Hockey captain Mark Knowles will carry the flag for the Australian team at the Commonwealth Games opening ceremony.

Hockey captain Mark Knowles will carry the flag for the Australian team at the Commonwealth Games opening ceremony. Photo: Getty

The Commonwealth Games is mired in controversy days before the event begins, with Australia snubbing Gold Coast local Sally Pearson as flag-beare, Channel Nine stripped of broadcasting rights and an ongoing investigation into syringes found in the athletes’ village.

Kookaburras captain Mark Knowles was announced on Tuesday as the surprise choice for Australian flag-bearer at the opening ceremony, after most had predicted Pearson would receive the honour.

“It means everything,” Knowles said when accepting the honour on Monday night.

“I will gladly carry this flag in front of you all in a couple of nights’ time and for the duration of the games.”

In the lead-up to the announcements, it was widely predicted that Pearson, a dual hurdles world champion and Olympic gold medallist, would be awarded the flag bearer honour.

Pearson, an official ambassador of the Gold Coast games, had earlier said she was available for any part organisers wanted her to play in the ceremony.

Chef de Mission Steve Moneghetti said Knowles represented all that was good about the games and sport.

Knowles said it would be an “extremely, extremely proud moment” to carry the flag into the opening ceremony for his fourth and final Commonwealth Games.

“This is amazing,” he told a reception for the 710-strong team at a reception on the Gold Coast.

“I grew up playing a sport I absolutely love on the grass fields of Rockhampton, and I stand here now in front of this group of absolute stars.”

The 34-year-old Kookaburras skipper, who previously carried the flag at the closing of the 2014 Glasgow Games, will retire after the Gold Coast games. He has played for the Kookaburras since 2004, and was crowned hockey’s International Player of Year in 2014.

The flag-bearer announcement was the second surprise for the Games in as many days, after it was revealed on Monday night that organisers had stripped Channel Nine of accreditation to attend official Commonwealth Games events “until further notice”.

GOLDOC, the organising committee of the games, issued a statement accusing the media company of broadcasting footage of the dress rehearsal for the opening ceremony, allegedly in breach of “confidentiality” rules.

“GOLDOC expects all media organisations to abide by the agreed rules,” it said.

Channel Nine issued a statement saying it had broadcast the rehearsal in “error” and was negotiating an end to the suspension.

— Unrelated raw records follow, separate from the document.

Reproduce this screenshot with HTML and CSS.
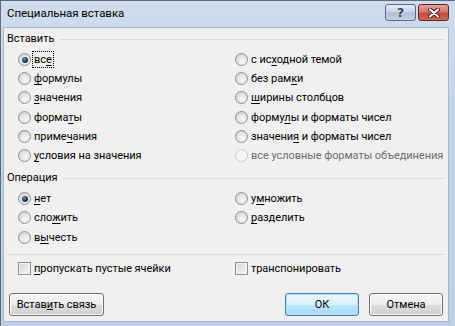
FILE: index.html
```html
<!DOCTYPE html>
<html lang="ru">
<head>
<meta charset="utf-8">
<title>Специальная вставка</title>
<link rel="stylesheet" href="styles.css">
</head>
<body>
<div class="window">
  <div class="titlebar">
    <span class="title">Специальная вставка</span>
    <div class="tbtns">
      <span class="tbtn help">?</span>
      <span class="tbtn close">
        <svg width="16" height="10" viewBox="0 0 16 10">
          <path d="M4 1.5 L12 8.5 M12 1.5 L4 8.5" stroke="#3a1a16" stroke-width="4" stroke-linecap="round"/>
          <path d="M4 1.5 L12 8.5 M12 1.5 L4 8.5" stroke="#ffffff" stroke-width="2.2" stroke-linecap="round"/>
        </svg>
      </span>
    </div>
  </div>
  <div class="client">
    <div class="group-head"><span>Вставить</span><i class="rule"></i></div>
    <div class="grid paste">
      <label class="opt"><span class="radio on"></span><span class="lbl focus">вс<u>е</u></span></label>
      <label class="opt"><span class="radio"></span><span class="lbl"><u>ф</u>ормулы</span></label>
      <label class="opt"><span class="radio"></span><span class="lbl"><u>з</u>начения</span></label>
      <label class="opt"><span class="radio"></span><span class="lbl">форма<u>т</u>ы</span></label>
      <label class="opt"><span class="radio"></span><span class="lbl">приме<u>ч</u>ания</span></label>
      <label class="opt"><span class="radio"></span><span class="lbl"><u>у</u>словия на значения</span></label>
      <label class="opt"><span class="radio"></span><span class="lbl">с ис<u>х</u>одной темой</span></label>
      <label class="opt"><span class="radio"></span><span class="lbl">без рам<u>к</u>и</span></label>
      <label class="opt"><span class="radio"></span><span class="lbl"><u>ш</u>ирины столбцов</span></label>
      <label class="opt"><span class="radio"></span><span class="lbl">форму<u>л</u>ы и форматы чисел</span></label>
      <label class="opt"><span class="radio"></span><span class="lbl">значени<u>я</u> и форматы чисел</span></label>
      <label class="opt disabled"><span class="radio"></span><span class="lbl">все условные форматы объединения</span></label>
    </div>
    <div class="group-head op-head"><span>Операция</span><i class="rule"></i></div>
    <div class="grid op">
      <label class="opt"><span class="radio on"></span><span class="lbl"><u>н</u>ет</span></label>
      <label class="opt"><span class="radio"></span><span class="lbl">сло<u>ж</u>ить</span></label>
      <label class="opt"><span class="radio"></span><span class="lbl">в<u>ы</u>честь</span></label>
      <label class="opt"><span class="radio"></span><span class="lbl">у<u>м</u>ножить</span></label>
      <label class="opt"><span class="radio"></span><span class="lbl"><u>р</u>азделить</span></label>
    </div>
    <div class="sep"></div>
    <div class="grid checks">
      <label class="opt"><span class="check"></span><span class="lbl"><u>п</u>ропускать пустые ячейки</span></label>
      <label class="opt"><span class="check"></span><span class="lbl">транспонировать</span></label>
    </div>
    <div class="buttons">
      <span class="btn link">Встав<u>и</u>ть связь</span>
      <span class="spacer"></span>
      <span class="btn ok">ОК</span>
      <span class="btn">Отмена</span>
    </div>
  </div>
</div>
</body>
</html>
```

FILE: styles.css
```css
* { box-sizing: border-box; }
html, body { margin: 0; padding: 0; }
body {
  width: 455px;
  height: 326px;
  overflow: hidden;
  font-family: Roboto, "Noto Sans", sans-serif;
  font-size: 11px;
  letter-spacing: -0.05px;
  color: #000;
}
.window {
  width: 455px;
  height: 326px;
  display: flex;
  flex-direction: column;
  border-top: 1px solid #5d6b7d;
  border-left: 1px solid #5d6b7d;
  padding: 0 6px 4px 2px;
  background: linear-gradient(to bottom, #cfdcec 0%, #c3d3e8 40%, #bfd0e6 100%);
}
.titlebar {
  height: 26px;
  display: flex;
  align-items: flex-start;
  justify-content: space-between;
  flex: none;
}
.title {
  margin: 4px 0 0 4px;
  line-height: 16px;
  font-size: 11.5px;
  color: #000;
}
.tbtns {
  display: flex;
  gap: 2px;
  margin-top: 3px;
  margin-right: 0;
}
.tbtn {
  height: 17px;
  border: 1px solid #5b6a80;
  border-radius: 3px;
  display: flex;
  align-items: center;
  justify-content: center;
}
.help {
  width: 31px;
  background: linear-gradient(to bottom, #e3ebf5 0%, #c6d4e6 48%, #aebfd6 52%, #c4d3e6 100%);
  font-family: "DejaVu Sans", sans-serif;
  font-weight: bold;
  font-size: 13px;
  color: #3b4453;
  line-height: 15px;
  text-shadow: 0 0 1px #fff;
}
.close {
  width: 31px;
  border-color: #5a2a24;
  background: linear-gradient(to bottom, #e6a298 0%, #d6776b 45%, #c24b3c 55%, #d1665a 100%);
}
.client {
  flex: 1;
  background: #f0f0f0;
  border: 1px solid #a8b8cc;
  display: flex;
  flex-direction: column;
  padding: 3px 3px 0 0;
}
.group-head {
  display: flex;
  align-items: center;
  gap: 6px;
  height: 16px;
  line-height: 16px;
  padding-left: 3px;
}
.group-head .rule {
  flex: 1;
  height: 1px;
  background: #d5dbe3;
}
.op-head { margin-top: 5px; }
.grid {
  display: grid;
  grid-template-columns: 217px 1fr;
  grid-auto-flow: column;
  padding-left: 14px;
}
.paste {
  margin-top: 3px;
  grid-template-rows: repeat(6, 19.2px);
}
.op {
  margin-top: 3px;
  grid-template-rows: repeat(3, 19.2px);
}
.checks {
  margin-top: 4.5px;
  grid-template-rows: 19px;
}
.opt {
  display: flex;
  align-items: center;
  gap: 3px;
  white-space: nowrap;
}
.lbl { line-height: 15px; }
.lbl u { text-underline-offset: 2px; }
.focus { outline: 1px dotted #000; outline-offset: 0; padding: 0 1px; margin-left: -1px; }
.radio {
  width: 13px;
  height: 13px;
  border-radius: 50%;
  border: 1px solid #8e8f8f;
  background: radial-gradient(circle at 60% 65%, #f8f8f8 0%, #e6e6e6 45%, #c9c9c9 100%);
  flex: none;
  display: flex;
  align-items: center;
  justify-content: center;
}
.radio.on::after {
  content: "";
  width: 6px;
  height: 6px;
  border-radius: 50%;
  background: radial-gradient(circle at 40% 35%, #6f8fb8 0%, #1d3556 55%, #0a1526 100%);
}
.disabled .lbl { color: #6d6d6d; }
.disabled .radio {
  border-color: #c9c9c9;
  background: #f4f4f4;
}
.check {
  width: 13px;
  height: 13px;
  border: 1px solid #8e8f8f;
  background: linear-gradient(135deg, #d4d4d4 0%, #eaeaea 60%, #f7f7f7 100%);
  box-shadow: inset 0 0 0 1px #f4f4f4;
  flex: none;
}
.sep {
  margin: 7px 0 0 3px;
  height: 1px;
  background: #d5dbe3;
}
.buttons {
  margin-top: 14.5px;
  display: flex;
  padding: 0 2px 0 5px;
  gap: 10px;
}
.spacer { flex: 1; }
.btn {
  height: 23px;
  width: 74px;
  border: 1px solid #707070;
  border-radius: 3px;
  display: flex;
  align-items: center;
  justify-content: center;
  background: linear-gradient(to bottom, #f6f6f6 0%, #ececec 50%, #dddddd 51%, #d1d1d1 100%);
  box-shadow: inset 0 0 0 1px #fcfcfc;
  line-height: 15px;
}
.btn.link { width: 95px; }
.btn.ok {
  border-color: #3c7fb1;
  box-shadow: inset 0 0 0 1px #b6e2f8;
  background: linear-gradient(to bottom, #eaf6fd 0%, #d9f0fc 50%, #bee6fd 51%, #a7d9f5 100%);
}
```
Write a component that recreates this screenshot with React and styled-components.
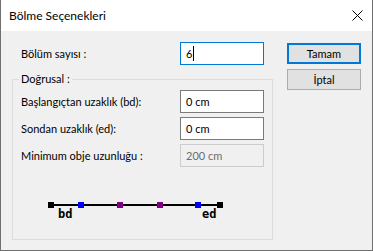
import React from 'react'
import styled, { createGlobalStyle } from 'styled-components'

const Global = createGlobalStyle`
  html, body {
    margin: 0;
    padding: 0;
    background: #ffffff;
  }
  body {
    font-family: Lato, "Noto Sans", sans-serif;
    font-size: 11px;
    color: #000000;
  }
`

const Window = styled.div`
  width: 373px;
  height: 251px;
  box-sizing: border-box;
  border: 1px solid #707070;
  border-top: none;
  display: flex;
  flex-direction: column;
  background: #f0f0f0;
`

const TitleBar = styled.div`
  height: 31px;
  flex: none;
  background: #ffffff;
  display: flex;
  align-items: center;
  justify-content: space-between;
  padding: 0 9px 0 8px;
`

const Title = styled.span`
  font-size: 12px;
`

const CloseButton = styled.div`
  width: 12px;
  height: 12px;
  display: flex;
  align-items: center;
  justify-content: center;
`

const Body = styled.div`
  flex: 1;
  display: flex;
  padding: 11px 0 0 11px;
`

const Column = styled.div`
  width: 261px;
  display: flex;
  flex-direction: column;
`

const Buttons = styled.div`
  margin-left: 14px;
  padding-top: 1px;
  display: flex;
  flex-direction: column;
  gap: 5px;
`

const Button = styled.div`
  width: 74px;
  height: 21px;
  box-sizing: border-box;
  background: #e1e1e1;
  border: ${p => (p.$default ? '2px solid #0078d7' : '1px solid #adadad')};
  display: flex;
  align-items: center;
  justify-content: center;
`

const Row = styled.div`
  display: grid;
  grid-template-columns: ${p => p.$labelWidth}px 84px;
  align-items: center;
  padding-left: ${p => p.$indent}px;
`

const Label = styled.span`
  white-space: nowrap;
`

const Field = styled.div`
  height: 23px;
  box-sizing: border-box;
  display: flex;
  align-items: center;
  padding-left: 5px;
  background: ${p => (p.$disabled ? '#f0f0f0' : '#ffffff')};
  border: 1px solid ${p => (p.$focused ? '#0078d7' : p.$disabled ? '#cccccc' : '#7a7a7a')};
  color: ${p => (p.$disabled ? '#6d6d6d' : '#000000')};
`

const Caret = styled.span`
  width: 1px;
  height: 15px;
  margin-left: 1px;
  background: #000000;
`

const Group = styled.div`
  position: relative;
  margin-top: 14px;
  height: 161px;
  box-sizing: border-box;
  border: 1px solid #dcdcdc;
  padding: 10px 8px 0 8px;
  display: flex;
  flex-direction: column;
  gap: 4px;
`

const Legend = styled.span`
  position: absolute;
  top: -8px;
  left: 6px;
  padding: 0 2px;
  background: #f0f0f0;
`

const Diagram = styled.svg`
  display: block;
  margin: 25px 0 0 18px;
  width: 190px;
  height: 25px;
`

const squares = [
  { x: 9, color: '#000000' },
  { x: 39, color: '#0000ff' },
  { x: 78, color: '#800080' },
  { x: 118, color: '#800080' },
  { x: 156, color: '#0000ff' },
  { x: 178, color: '#000000' },
]

const rows = [
  { label: 'Başlangıçtan uzaklık (bd):', value: '0 cm' },
  { label: 'Sondan uzaklık (ed):', value: '0 cm' },
  { label: 'Minimum obje uzunluğu :', value: '200 cm', disabled: true },
]

const App = () => {
  return (
    <>
      <Global />
      <Window>
        <TitleBar>
          <Title>Bölme Seçenekleri</Title>
          <CloseButton>
            <svg width="11" height="11" viewBox="0 0 11 11">
              <path d="M0.5 0.5 L10.5 10.5 M10.5 0.5 L0.5 10.5" stroke="#000" strokeWidth="1" />
            </svg>
          </CloseButton>
        </TitleBar>
        <Body>
          <Column>
            <Row $labelWidth={159} $indent={9}>
              <Label>Bölüm sayısı :</Label>
              <Field $focused>
                6<Caret />
              </Field>
            </Row>
            <Group>
              <Legend>Doğrusal :</Legend>
              {rows.map(r => (
                <Row key={r.label} $labelWidth={159} $indent={0}>
                  <Label>{r.label}</Label>
                  <Field $disabled={r.disabled}>{r.value}</Field>
                </Row>
              ))}
              <Diagram viewBox="0 0 190 25">
                <rect x="12" y="8" width="169" height="2" fill="#000" />
                {squares.map(s => (
                  <rect key={s.x} x={s.x} y="6" width="6" height="6" fill={s.color} />
                ))}
                <text x="19" y="22" fontFamily="'DejaVu Sans Mono', monospace" fontWeight="bold" fontSize="12">bd</text>
                <text x="163" y="22" fontFamily="'DejaVu Sans Mono', monospace" fontWeight="bold" fontSize="12">ed</text>
              </Diagram>
            </Group>
          </Column>
          <Buttons>
            <Button $default>Tamam</Button>
            <Button>İptal</Button>
          </Buttons>
        </Body>
      </Window>
    </>
  )
}

export default App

Meanwhile, it’s been revealed that needles found at the athletes’ village were used to treat a sick Indian boxer.

The Indian Commonwealth Games Association was summoned to a please explain meeting with Games officials on Monday afternoon, days after needles were discovered by a cleaner near where the team’s boxers are staying.

The Commonwealth Games Federation on Monday night advised the matter had been escalated to a meeting of the CGF’s Federation Court on Tuesday morning.